Yair Wolf, head of the Gush Etzion local council, said of Sohlberg’s appointment that “in a time of polarization among the people, there is no doubt that Sohlberg speaks to the heterogeneity that is of the utmost importance to the Supreme Court.”
Wolf added that he believes Sohlberg will bring much-needed “balance” to the court’s rulings as a resident of Gush Etzion.
On Friday, Israeli-Arab MK Ahmed Tibi (United Arab List-Ta’al) called Sohlberg’s appointment “a dark day for justice and equality” and added that “even a settler who is a judge is still a settler, living off land stolen from Palestinians.”

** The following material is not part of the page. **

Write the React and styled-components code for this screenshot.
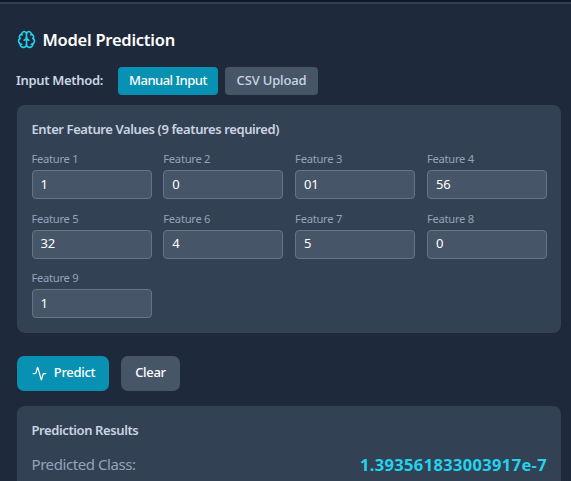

Tel Aviv District Court Judge Uri Shoham was born in Iraq in 1948 and immigrated to Israel with his family in 1951. Shoham studied at the Daled High School in Tel Aviv before joining the IDF, where he served for more than three decades in the military prosecutor’s office, eventually retiring from the army in 2001 as a brigadier-general. After leaving the army, he was appointed as a judge at the Tel Aviv District Court.
The appointment of a Mizrahi or Sephardi judge to the Supreme Court has been a hot-button topic in Israel, where the court is widely viewed as a bastion of the Ashkenazi elite.

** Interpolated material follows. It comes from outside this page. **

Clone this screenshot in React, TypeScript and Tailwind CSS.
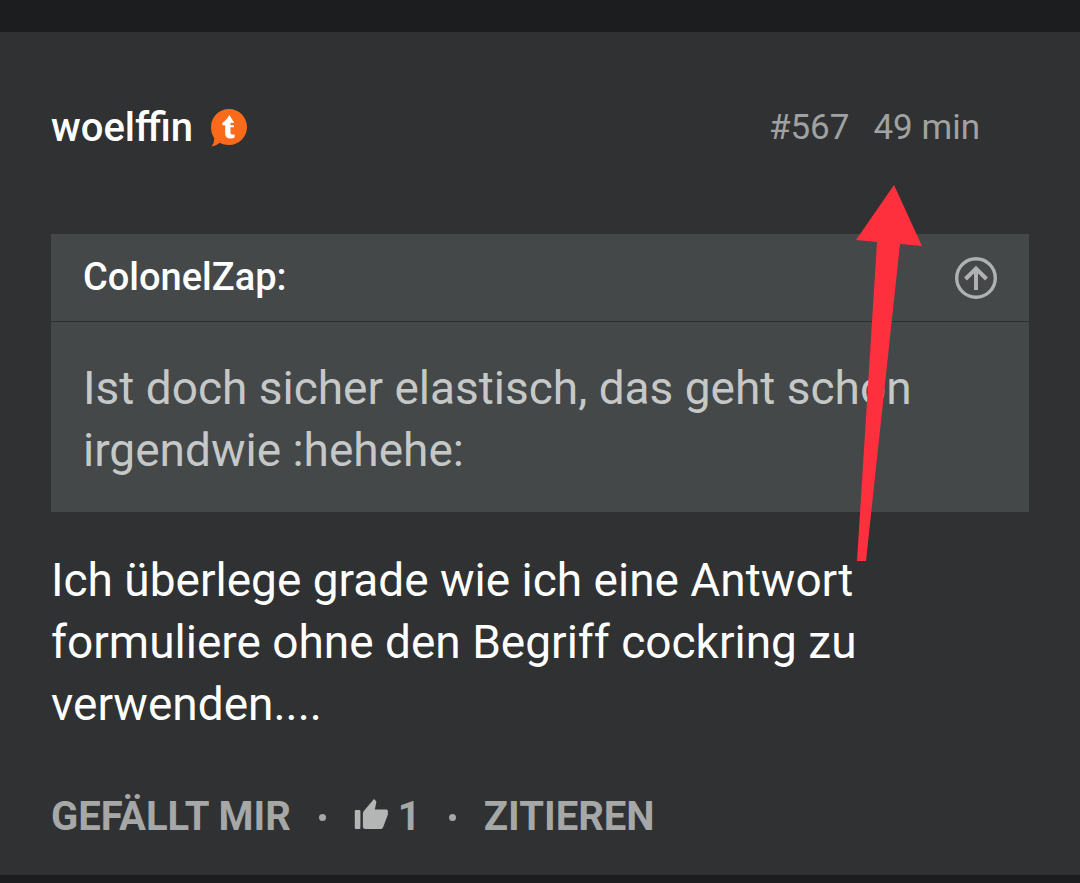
import React from 'react';

const TapatalkBadge = () => (
  <svg viewBox="0 0 36 38" className="h-[38px] w-9" role="img" aria-label="Tapatalk">
    <path
      d="M18 0C28 0 36 8 36 18S28 36 18 36C14.500 36 11.500 35.300 8.800 33.800C6.500 35.700 3.500 37 0.500 37.500C2.200 35.500 3.300 32.800 3.200 29C1.100 26 0 22 0 18C0 8 8 0 18 0Z"
      fill="#f96a1b"
    />
    <path
      d="M18.300 6L23.300 13.800H19.500V16.300H23V18.300H19.500V23.500C19.500 25 20.300 25.600 21.600 25.600H23.600V28.600C22.400 29.200 21.100 29.500 19.600 29.500C16 29.500 14.200 27.600 14.200 24.400V16.300H11.400V13.800C14 12.300 16.500 9.300 18.300 6Z"
      fill="#fff"
    />
  </svg>
);

const JumpIcon = () => (
  <svg viewBox="0 0 42 42" className="size-[42px]" fill="none" stroke="currentColor" aria-hidden="true">
    <circle cx="21" cy="21" r="19.300" strokeWidth="3.400" />
    <path d="M21 33V12M10.500 22L21 11.500L31.500 22" strokeWidth="4" />
  </svg>
);

const ThumbIcon = () => (
  <svg viewBox="0 0 34 32" className="mb-1.5 h-8 w-[34px] text-[#b4b6b6]" fill="currentColor" aria-hidden="true">
    <rect x="0.800" y="12" width="5.600" height="19" rx="1" />
    <path d="M9.800 13L20 1L21.800 2.800C22.300 3.300 22.500 3.900 22.300 4.600L20.800 11.500H32C33.200 11.500 33.900 12.200 33.900 13.200V16.500L29.200 29C28.700 30.400 27.700 31 26.200 31H11.500C9.700 31 8.900 30 8.900 28.500V15.500C8.900 14.500 9.200 13.700 9.800 13Z" />
  </svg>
);

const Dot = () => <span className="mx-7 size-[7px] rounded-full bg-[#a6a8a8]" />;

const Quote = () => (
  <blockquote className="mt-[78px] bg-[#444849]">
    <div className="flex h-[88px] items-center justify-between border-b border-[#2d2f30] px-8">
      <cite className="text-[38px] font-medium not-italic text-white">ColonelZap:</cite>
      <button type="button" aria-label="Zum Beitrag" className="text-[#b0b2b2]">
        <JumpIcon />
      </button>
    </div>
    <p className="px-8 pt-[35px] pb-[31px] text-[46px] leading-[62px] text-[#c6c8c8]">
      Ist doch sicher elastisch, das geht schon irgendwie :hehehe:
    </p>
  </blockquote>
);

export default function App() {
  return (
    <main className="min-h-screen bg-[#1c1d1f] pt-8 pb-2 font-[Roboto,sans-serif]">
      <article className="relative bg-[#303132] px-[51px] pt-[68px] pb-[30px]">
        <header className="flex h-14 items-center justify-between pr-[49px]">
          <div className="flex items-center gap-[18px]">
            <a href="#woelffin" className="text-[40px] font-medium text-white">woelffin</a>
            <TapatalkBadge />
          </div>
          <div className="flex gap-6 text-[35px] text-[#a0a2a2]">
            <a href="#567">#567</a>
            <time>49 min</time>
          </div>
        </header>

        <Quote />

        <p className="mt-[37px] text-[46px] leading-[62px] text-white">
          Ich überlege grade wie ich eine Antwort formuliere ohne den Begriff cockring zu verwenden....
        </p>

        <footer className="mt-[54px] flex h-14 items-center text-[40px] font-bold text-[#a6a8a8]">
          <button type="button">GEFÄLLT MIR</button>
          <Dot />
          <button type="button" aria-label="1 Like" className="flex items-center gap-2.5">
            <ThumbIcon />
            1
          </button>
          <Dot />
          <button type="button">ZITIEREN</button>
        </footer>

        {/* Marker arrow pointing at the post time */}
        <svg
          viewBox="0 0 66 376"
          className="pointer-events-none absolute top-[153px] right-[158px] h-[376px] w-[66px]"
          aria-hidden="true"
        >
          <path d="M38 0L66 61L44 59L10 376H1L21 57L0 55Z" fill="#ff303e" />
        </svg>
      </article>
    </main>
  );
}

Judge Daphne Barak-Erez was born in the United States in 1965 and grew up in the Tel Aviv suburb of Ramat Efal. She currently is the Stewart and Judy Colton professor of law and the Dean of the Faculty of Law at Tel Aviv University.
Barak-Erez, a prolific author, is also a member of the American Law Institute and the president of the Israeli Law and Society Association. She has been a visiting researcher at Harvard Law School, a fellow at University College London, as well as a visiting researcher at universities in Switzerland, India and Canada.
From 2000-2001 she was the director of the Minerva Center for Human Rights and has also served as the chairwoman of the Israeli Association of Public Law and as a member of the Council of Higher Education in Israel.
Jerusalem District Court Deputy President Zvi Zylbertal was born in 1952 and in 1981 finished his law studies at the Hebrew University.
Zylbertal was a private attorney from 1983 to 1990 before he was elected as a judge at the Jerusalem Magistrate’s Court. In 2001 he was appointed to the Jerusalem District Court, where he has remained ever since.